James Mason plays Rommel, his hair cropped so short his fleshy scalp peeks through, in a performance of clipped diction and ramrod-straight posture. Mason plays Rommel as a man so consumed by his sense of duty, and to an Old World sense of chivalry about the gentlemanly art of war, that he refused to act upon the clear evidence before him. The man who could have best ensured an orderly transition from the insanity of Hitler’s regime to peace was simply incapable of an overt act of treason.
It’s the credo of Edmund Burke, writ large: “All that is necessary for the triumph of evil is that good men do nothing.”
Alas, all that is necessary for a bad film to be made is for people with good intentions to muddle their way through without a clear sense of purpose. “The Desert Fox” bounces around from Africa to Normandy to Berlin, skipping over months and even years at a time without much rhyme or reason to it.
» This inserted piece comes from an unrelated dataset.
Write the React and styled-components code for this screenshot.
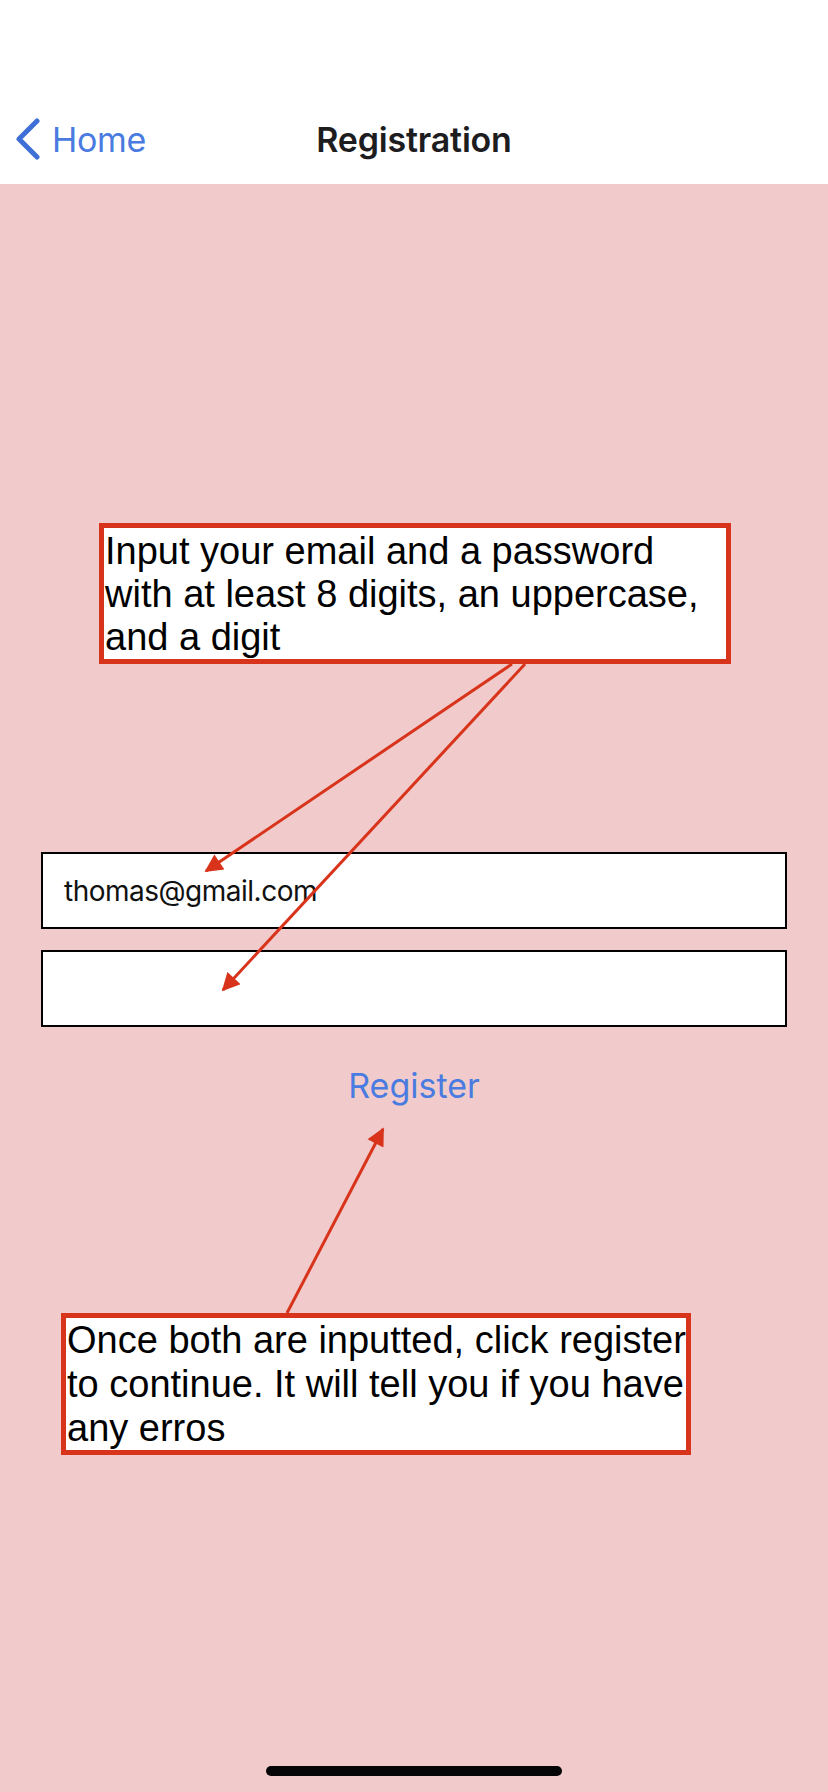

The film reaches a comically awful low point when Rommel confronts Hitler as one final test for himself before he throws in with the conspirators. Luther Adler plays Hitler as a prissy, chubby little joke of an enfant terrible. That works fine for “The Great Dictator,” but for a drama like this, Hitler should be unnerving and terrifying — more Bruno Ganz in “Downfall.”
“The Desert Fox” is a well-meaning but ultimately wrong-headed account of a great man who was a product of his time.